**What you will do**
Your task is to filter the data below down to the lines holding "components".

**Available data**
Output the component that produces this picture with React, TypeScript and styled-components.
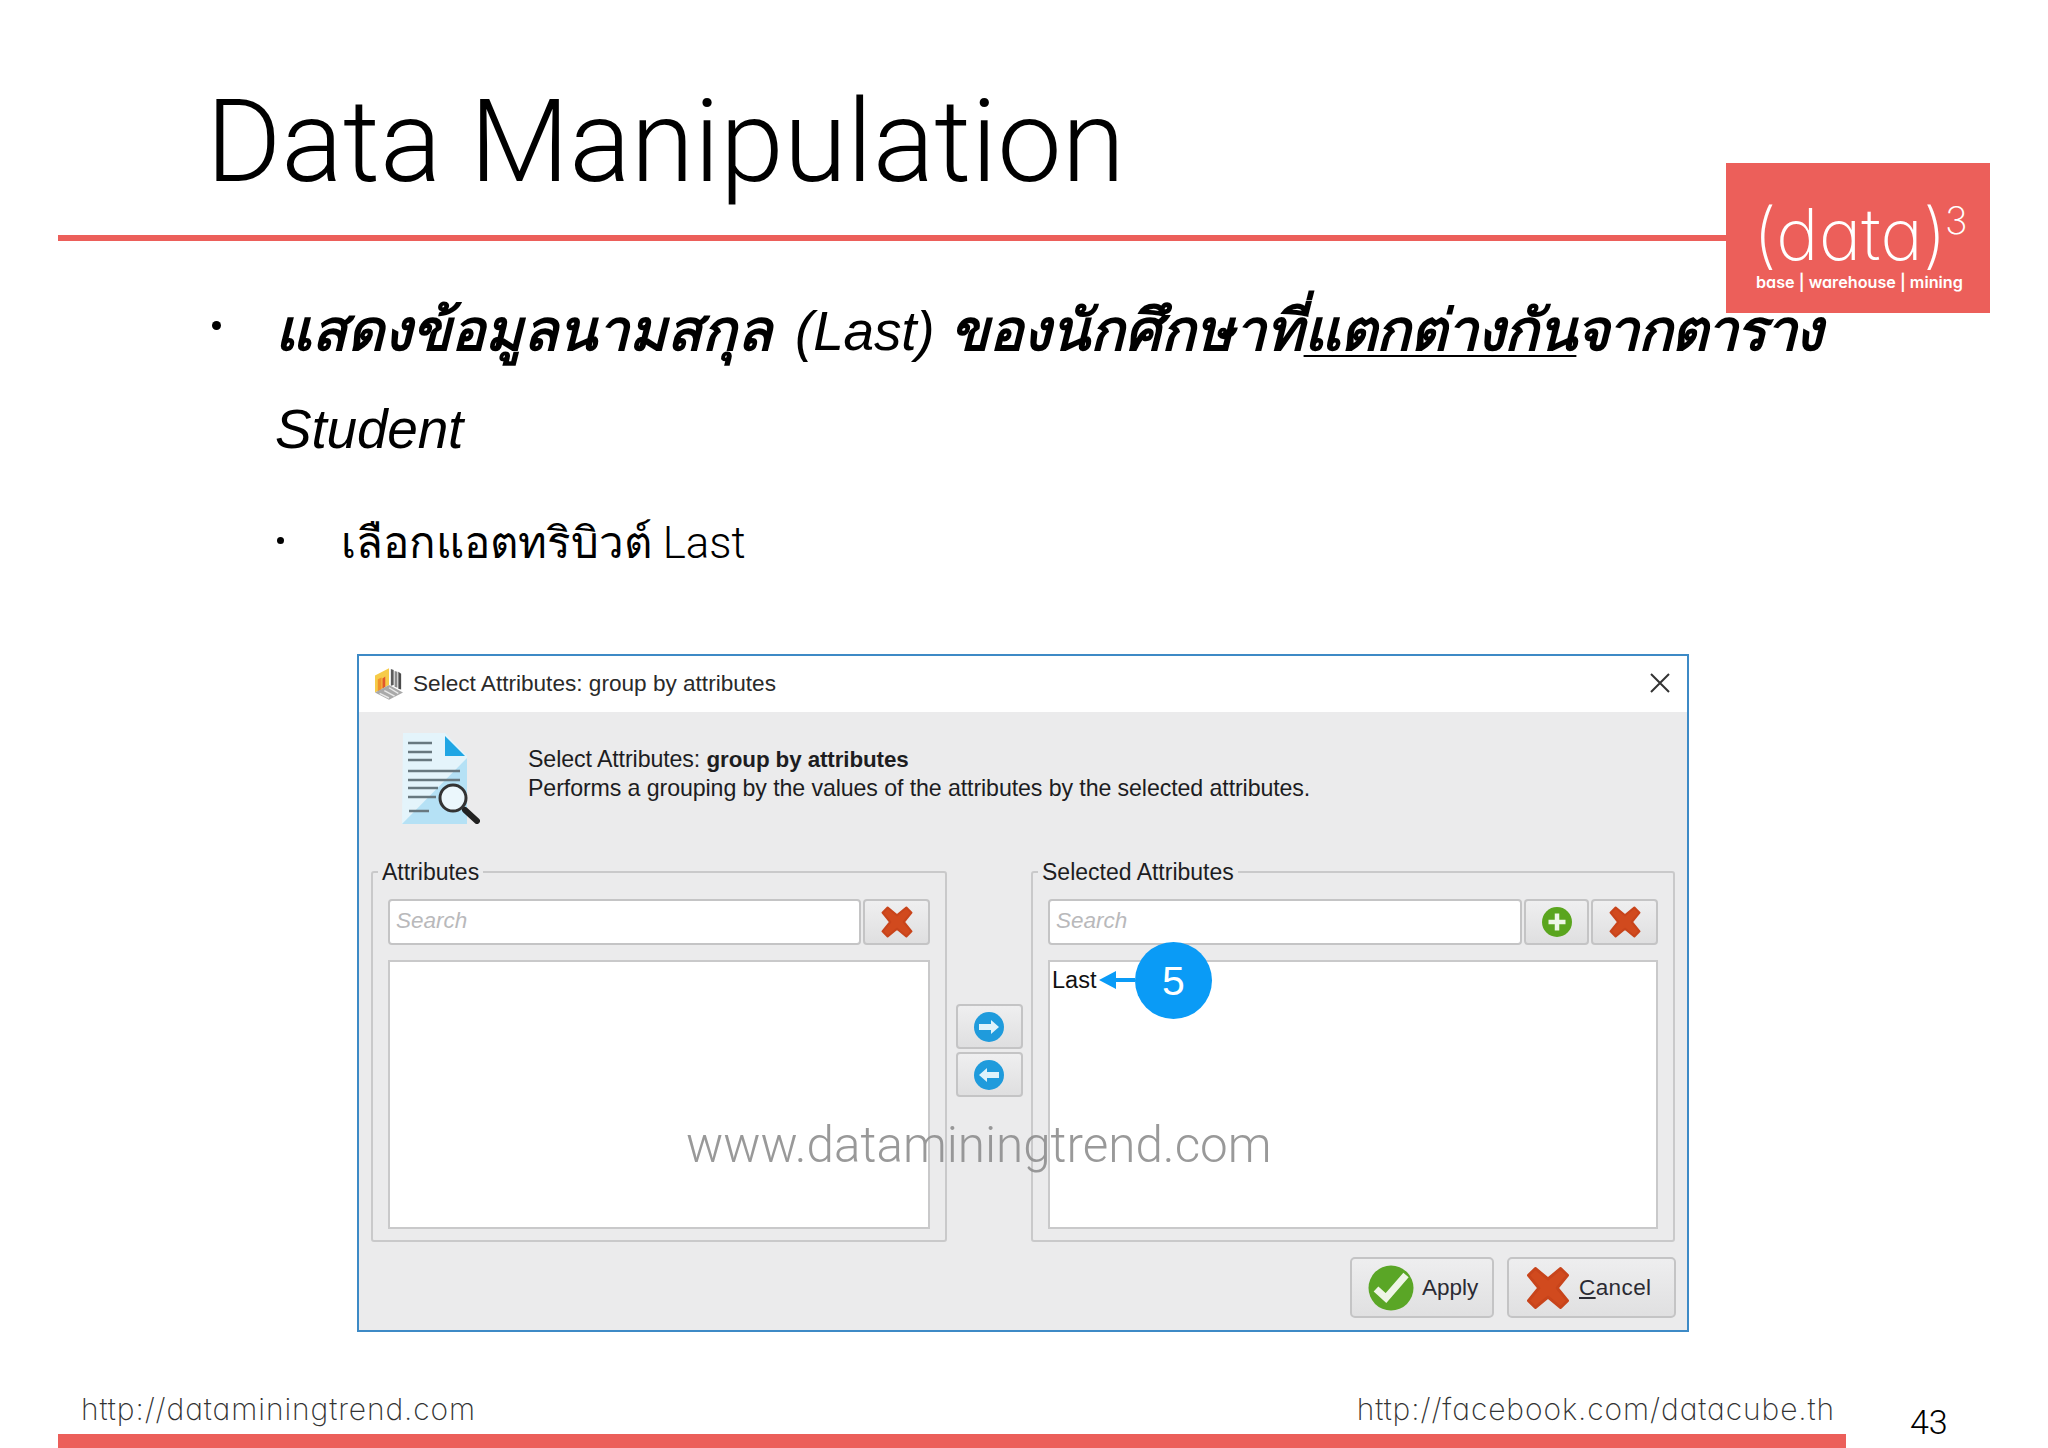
import React from 'react';
import styled, { createGlobalStyle } from 'styled-components';

const CORAL = '#ec5f5a';

const GlobalStyle = createGlobalStyle`
  html, body {
    margin: 0;
    padding: 0;
    background: #fff;
  }
  * {
    box-sizing: border-box;
  }
`;

const Slide = styled.div`
  position: relative;
  width: 2048px;
  height: 1448px;
  overflow: hidden;
  background: #fff;
  color: #000;
  display: flex;
  flex-direction: column;
  font-family: 'Liberation Sans', sans-serif;
`;

const Title = styled.h1`
  margin: 0;
  height: 235px;
  padding: 72px 0 0 206px;
  font-family: Roboto, 'Liberation Sans', sans-serif;
  font-size: 115px;
  line-height: 140px;
  font-weight: 300;
  white-space: nowrap;
`;

const Rule = styled.div`
  margin-left: 58px;
  width: 1668px;
  height: 6px;
  background: ${CORAL};
`;

const Logo = styled.div`
  position: absolute;
  left: 1726px;
  top: 163px;
  width: 264px;
  height: 150px;
  background: ${CORAL};
  color: #fff;
  font-family: Inter, sans-serif;
  font-feature-settings: 'cv11';
`;

const LogoWord = styled.div`
  position: absolute;
  left: 27px;
  top: 35px;
  font-size: 72px;
  line-height: 72px;
  font-weight: 200;
  white-space: nowrap;
`;

const LogoPower = styled.sup`
  position: absolute;
  left: 219px;
  top: 38px;
  font-size: 38px;
  line-height: 38px;
  font-weight: 200;
`;

const LogoTag = styled.div`
  position: absolute;
  left: 30px;
  top: 109px;
  font-size: 16.2px;
  line-height: 20px;
  font-weight: 600;
  white-space: nowrap;
`;

const Bullets = styled.div`
  margin: 40px 0 0 210px;
`;

const MainItem = styled.div`
  display: grid;
  grid-template-columns: 65px auto;
  font-size: 55px;
  line-height: 98px;
  font-style: italic;
  letter-spacing: -0.2px;
  white-space: nowrap;
`;

const SubItem = styled.div`
  display: grid;
  grid-template-columns: 62px auto;
  margin: 34px 0 0 69px;
  font-family: Roboto, 'Liberation Sans', sans-serif;
  font-size: 43.8px;
  font-weight: 300;
  line-height: 62px;
  white-space: nowrap;
`;

const Dot = styled.span<{ $size: number; $top: number; $left: number }>`
  display: block;
  width: ${(p) => p.$size}px;
  height: ${(p) => p.$size}px;
  margin: ${(p) => p.$top}px 0 0 ${(p) => p.$left}px;
  border-radius: 50%;
  background: #000;
`;

const ThaiBold = styled.span<{ $tight?: number }>`
  font-size: 57px;
  font-weight: 700;
  letter-spacing: ${(p) => p.$tight ?? 0}px;
`;

const LatinWord = styled.span`
  margin-left: 8px;
`;

const Under = styled.span`
  text-decoration: underline;
  text-decoration-thickness: 2px;
  text-underline-offset: 5px;
`;

const Dialog = styled.div`
  position: relative;
  width: 1332px;
  height: 678px;
  margin: 80px 0 0 357px;
  border: 2px solid #3d8ac6;
  background: #ebebec;
  display: flex;
  flex-direction: column;
  color: #1d1d1f;
  font-size: 22px;
`;

const TitleBar = styled.div`
  height: 56px;
  background: #fff;
  padding: 0 15px 0 16px;
  display: flex;
  align-items: center;
  gap: 10px;
  font-size: 22.6px;
  color: #2a2a2a;
`;

const TitleText = styled.span`
  flex: 1;
`;

const CloseGlyph = styled.svg`
  margin-top: -3px;
`;

const Intro = styled.div`
  height: 147px;
  display: flex;
  padding: 20px 0 0 41px;
`;

const IntroText = styled.div`
  margin: 13px 0 0 48px;
  font-size: 23.2px;
  line-height: 29px;
  letter-spacing: -0.1px;
`;

const IntroStrong = styled.b`
  font-size: 22.4px;
`;

const Panels = styled.div`
  display: grid;
  grid-template-columns: 576px 84px 644px;
  margin-left: 12px;
  height: 383px;
`;

const Group = styled.fieldset`
  margin: 0;
  min-width: 0;
  padding: 14px 15px 11px;
  border: 2px solid #c9c9ca;
  border-radius: 3px;
  display: flex;
  flex-direction: column;
  gap: 15px;
`;

const GroupLabel = styled.legend`
  margin-left: -10px;
  padding: 0 4px;
  font-size: 23px;
  line-height: 26px;
`;

const SearchRow = styled.div`
  display: flex;
  gap: 2px;
  height: 46px;
`;

const SearchBox = styled.div`
  flex: 1;
  background: #fff;
  border: 2px solid #c4c4c5;
  border-radius: 4px;
  padding-left: 6px;
  font-style: italic;
  font-size: 22.5px;
  line-height: 40px;
  color: #b9b9bb;
`;

const ToolButton = styled.div<{ $width?: number }>`
  width: ${(p) => p.$width ?? 67}px;
  height: 46px;
  display: flex;
  align-items: center;
  justify-content: center;
  border: 2px solid #c4c4c5;
  border-radius: 4px;
  background: linear-gradient(#efeff0, #dfdfe0);
`;

const MoverButton = styled(ToolButton)`
  height: 45px;
`;

const ListBox = styled.div`
  flex: 1;
  position: relative;
  background: #fff;
  border: 2px solid #c9c9ca;
  padding: 5px 2px;
  font-size: 23.5px;
  line-height: 27px;
  color: #111;
`;

const Movers = styled.div`
  display: flex;
  flex-direction: column;
  align-items: center;
  justify-content: center;
  gap: 3px;
`;

const Actions = styled.div`
  display: flex;
  justify-content: flex-end;
  gap: 13px;
  margin: 15px 11px 0 0;
`;

const ActionButton = styled.div<{ $width: number }>`
  width: ${(p) => p.$width}px;
  height: 61px;
  display: flex;
  align-items: center;
  gap: 8px;
  padding-left: 16px;
  border: 2px solid #c4c4c5;
  border-radius: 5px;
  background: linear-gradient(#eeeeef, #e0e0e1);
  font-size: 22.5px;
  color: #2b2b33;
`;

const CancelLabel = styled.span`
  letter-spacing: 0.4px;
`;

const Mnemonic = styled.span`
  text-decoration: underline;
`;

const Badge = styled.div`
  position: absolute;
  left: 85px;
  top: -20px;
  width: 77px;
  height: 77px;
  border-radius: 50%;
  background: #0a9bf6;
  color: #fff;
  font-size: 41px;
  line-height: 79px;
  text-align: center;
`;

const BadgeArrow = styled.svg`
  position: absolute;
  left: 49px;
  top: 8px;
`;

const Watermark = styled.div`
  position: absolute;
  left: 686px;
  top: 1115px;
  font-family: Roboto, sans-serif;
  font-weight: 300;
  font-size: 49.4px;
  line-height: 60px;
  color: #8f8f8f;
  opacity: 0.9;
  white-space: nowrap;
`;

const Footer = styled.div`
  margin-top: auto;
  display: flex;
  align-items: flex-end;
  padding: 0 0 0 58px;
`;

const FooterMain = styled.div`
  width: 1788px;
`;

const FooterLinks = styled.div`
  display: flex;
  justify-content: space-between;
  padding: 0 11px 0 23px;
  font-family: Inter, sans-serif;
  font-feature-settings: 'cv11';
  font-weight: 200;
  font-size: 30px;
  letter-spacing: 0.9px;
  line-height: 36px;
  color: #333;
  margin-bottom: 7px;
`;

const FooterBar = styled.div`
  height: 14px;
  background: ${CORAL};
`;

const PageNumber = styled.div`
  margin: 0 0 6px 64px;
  font-family: Roboto, sans-serif;
  font-weight: 300;
  font-size: 34px;
  line-height: 40px;
`;

const CrossIcon = ({ size }: { size: number }) => (
  <svg width={size} height={size} viewBox="0 0 40 40">
    <path
      d="M9 3 20 12 31 3 37 9 28 20 37 31 31 37 20 28 9 37 3 31 12 20 3 9Z"
      fill="#d14a1e"
      stroke="#c8441b"
      strokeWidth="2.5"
      strokeLinejoin="round"
    />
  </svg>
);

const PlusIcon = () => (
  <svg width="32" height="32" viewBox="0 0 32 32">
    <circle cx="16" cy="16" r="15" fill="#5aa51e" />
    <path d="M16 7.5v17M7.5 16h17" stroke="#eef6e6" strokeWidth="4.5" />
  </svg>
);

const ArrowIcon = ({ left }: { left?: boolean }) => (
  <svg width="32" height="32" viewBox="0 0 32 32">
    <circle cx="16" cy="16" r="15" fill="#1f9bdc" />
    <path
      d={left ? 'M6 16 14 9v4h12v6H14v4Z' : 'M26 16 18 9v4H6v6h12v4Z'}
      fill="#dff3fb"
    />
  </svg>
);

const CheckIcon = () => (
  <svg width="46" height="46" viewBox="0 0 46 46">
    <circle cx="23" cy="23" r="22.5" fill="#5aa626" />
    <path d="M8 24 18 33 38 10" fill="none" stroke="#eef5e6" strokeWidth="7" />
  </svg>
);

const CloseIcon = () => (
  <CloseGlyph width="24" height="24" viewBox="0 0 24 24">
    <path d="M3 3 21 21M21 3 3 21" stroke="#333" strokeWidth="2" />
  </CloseGlyph>
);

const AppIcon = () => (
  <svg width="28" height="32" viewBox="0 0 30 34">
    <path d="M0 8 15 0V18L0 26Z" fill="#f6cb48" />
    <path d="M3 12 7 10V23L3 25Z" fill="#f0922a" />
    <path d="M8 11 11 9V20L8 22Z" fill="#e2572c" />
    <path d="M17 1 20 2V18L17 19Z" fill="#5c5c5c" />
    <path d="M21 3 24 4V21L21 20Z" fill="#8a8a8a" />
    <path d="M25 4 28 6V23L25 22Z" fill="#4c4c4c" />
    <path d="M0 26 15 18 30 26 15 34Z" fill="#a9a9a9" />
    <path d="M5 27 15 32M10 24 21 30M15 21 25 27" stroke="#e8e8e8" strokeWidth="1.5" />
  </svg>
);

const DocIcon = () => (
  <svg width="80" height="92" viewBox="0 0 80 92">
    <path d="M3 1H45L67 24V92H2Z" fill="#e4f4fb" />
    <path d="M2 92 67 26V92Z" fill="#b5e1f5" />
    <path d="M45 4 65 24H45Z" fill="#1fa6e4" />
    <path
      d="M8 11H32M8 20H32M8 28H32M8 39H60M8 48H60M8 56H38M8 65H36M9 79H29"
      stroke="#68787f"
      strokeWidth="2.5"
    />
    <circle cx="53" cy="66" r="13" fill="#f4fafd" fillOpacity="0.85" stroke="#333" strokeWidth="3" />
    <path d="M65 78 77 89" stroke="#222" strokeWidth="6" strokeLinecap="round" />
  </svg>
);

export default function App() {
  return (
    <Slide>
      <GlobalStyle />
      <Title>Data Manipulation</Title>
      <Rule />
      <Logo>
        <LogoWord>(data)</LogoWord>
        <LogoPower>3</LogoPower>
        <LogoTag>base | warehouse | mining</LogoTag>
      </Logo>

      <Bullets>
        <MainItem>
          <Dot $size={9} $top={40} $left={2} />
          <div>
            <ThaiBold>แสดงข้อมูลนามสกุล</ThaiBold> <LatinWord>(Last)</LatinWord>{' '}
            <ThaiBold>ของนักศึกษาที่</ThaiBold>
            <Under>
              <ThaiBold $tight={-0.9}>แตกต่างกัน</ThaiBold>
            </Under>
            <ThaiBold $tight={-1.9}>จากตาราง</ThaiBold>
            <br />
            Student
          </div>
        </MainItem>
        <SubItem>
          <Dot $size={7} $top={25} $left={-2} />
          <div>เลือกแอตทริบิวต์ Last</div>
        </SubItem>
      </Bullets>

      <Dialog>
        <TitleBar>
          <AppIcon />
          <TitleText>Select Attributes: group by attributes</TitleText>
          <CloseIcon />
        </TitleBar>
        <Intro>
          <DocIcon />
          <IntroText>
            Select Attributes: <IntroStrong>group by attributes</IntroStrong>
            <br />
            Performs a grouping by the values of the attributes by the selected attributes.
          </IntroText>
        </Intro>
        <Panels>
          <Group>
            <GroupLabel>Attributes</GroupLabel>
            <SearchRow>
              <SearchBox>Search</SearchBox>
              <ToolButton>
                <CrossIcon size={34} />
              </ToolButton>
            </SearchRow>
            <ListBox />
          </Group>
          <Movers>
            <MoverButton>
              <ArrowIcon />
            </MoverButton>
            <MoverButton>
              <ArrowIcon left />
            </MoverButton>
          </Movers>
          <Group>
            <GroupLabel>Selected Attributes</GroupLabel>
            <SearchRow>
              <SearchBox>Search</SearchBox>
              <ToolButton $width={65}>
                <PlusIcon />
              </ToolButton>
              <ToolButton>
                <CrossIcon size={34} />
              </ToolButton>
            </SearchRow>
            <ListBox>
              Last
              <BadgeArrow width="36" height="20" viewBox="0 0 36 20">
                <path d="M0 10 17 1V8H36V12H17V19Z" fill="#0a9bf6" />
              </BadgeArrow>
              <Badge>5</Badge>
            </ListBox>
          </Group>
        </Panels>
        <Actions>
          <ActionButton $width={144}>
            <CheckIcon />
            Apply
          </ActionButton>
          <ActionButton $width={169}>
            <CrossIcon size={46} />
            <CancelLabel>
              <Mnemonic>C</Mnemonic>ancel
            </CancelLabel>
          </ActionButton>
        </Actions>
      </Dialog>

      <Watermark>www.dataminingtrend.com</Watermark>

      <Footer>
        <FooterMain>
          <FooterLinks>
            <span>http://dataminingtrend.com</span>
            <span>http://facebook.com/datacube.th</span>
          </FooterLinks>
          <FooterBar />
        </FooterMain>
        <PageNumber>43</PageNumber>
      </Footer>
    </Slide>
  );
}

**Response**
Output the component that produces this picture with React, TypeScript and styled-components.
import styled, { createGlobalStyle } from 'styled-components';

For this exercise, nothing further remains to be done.